Naheffingsaanslag btw en verzuimboetes terecht opgelegd

Naheffingsaanslag btw en verzuimboetes terecht opgelegd

Op 29 oktober is een uitspraak van Hof Amsterdam gepubliceerd op het gebied van btw en verzuimboetes.

Feiten

De inspecteur heeft naar aanleiding van een boekenonderzoek een naheffingsaanslag btw opgelegd aan belanghebbende, zijnde een bv. Tevens is aan belanghebbende een verzuimboete opgelegd over het eerste kwartaal van 2010 en over het tweede kwartaal van 2011.

Hof

Aftrek

Belanghebbende heeft naar het oordeel van het Hof geen recht op aftrek van voorbelasting, omdat zij niet aannemelijk heeft gemaakt dat de in het geding zijnde btw niet tevens door een gelieerde vennootschap in aftrek is gebracht.

Afstandsverkopen

In geval van afstandsverkopen worden goederen geacht te zijn geleverd in het EU-land van bestemming van de goederen.
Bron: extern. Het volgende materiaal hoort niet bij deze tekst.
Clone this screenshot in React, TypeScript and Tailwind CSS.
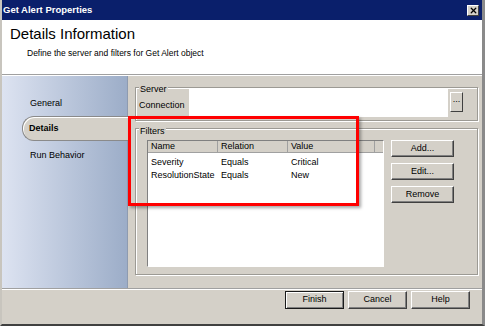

Belanghebbende voerde aan dat de door haar verschuldigde btw te hoog is vastgesteld, omdat zij goederen heeft geleverd onder de regeling van afstandsverkopen ter zake waarvan de plaats van de levering niet in Nederland ligt. Naar het oordeel van het Hof kan het beroep van belanghebbende op de regeling van afstandsverkopen haar niet baten, omdat in het eerste kwartaal van 2010 de daarvoor geldende drempel (in casu € 100.000) niet is overschreden.

Verzuimboete over eerste kwartaal van 2010

Met betrekking tot de opgelegde verzuimboete over het eerste kwartaal van 2010 sluit het Hof zich aan bij hetgeen Rechtbank Haarlem heeft geoordeeld. Naar het oordeel van de rechtbank is geen sprake van een pleitbaar standpunt en ook niet van afwezigheid van alle schuld. De verzuimboete is terecht opgelegd.

Verzuimboete over tweede kwartaal van 2011

Het staat vast dat de betaling pas op 1 augustus 2011 op de rekening van de Belastingdienst is bijgeschreven. Volgens vaste jurisprudentie is deze betaling daarmee te laat ontvangen. Met betrekking tot de datum waarop de betaling door de belastingdienst is ontvangen, verwijst het Hof naar hetgeen de rechtbank daarover heeft overwogen. De rechtbank is van oordeel dat nu de betaling op 1 augustus 2011 is ontvangen terwijl de betaaltermijn op 31 juli 2011 afliep, de betaling te laat is gedaan. Dat 30 en 31 juli 2011 in een weekeinde vielen en dat belanghebbende hierdoor de betaling te laat heeft gedaan, kan evenmin aan het voorgaande afdoen. Belanghebbende had maatregelen moeten treffen om de betaling op tijd te doen. Van afwezigheid van alle schuld is naar het oordeel van de rechtbank geen sprake.

Naar het oordeel van het Hof kon belanghebbende onder de gegeven omstandigheden uit de onderdeel 10.5 van de Instructie Invordering en Belastingdeurwaarders (elektronische betaling)  redelijkerwijs niet afleiden dat de betaling tijdig was. Dit brengt mee dat belanghebbende aan deze instructie niet het in rechte te beschermen vertrouwen kon ontlenen dat aan haar geen boete zou worden opgelegd. Het Hof acht de hoogte van de boete passend, mede gelet op het feit dat belanghebbende ook in aan het onderhavige tijdvak voorafgaande tijdvakken op dit punt in verzuim is geweest.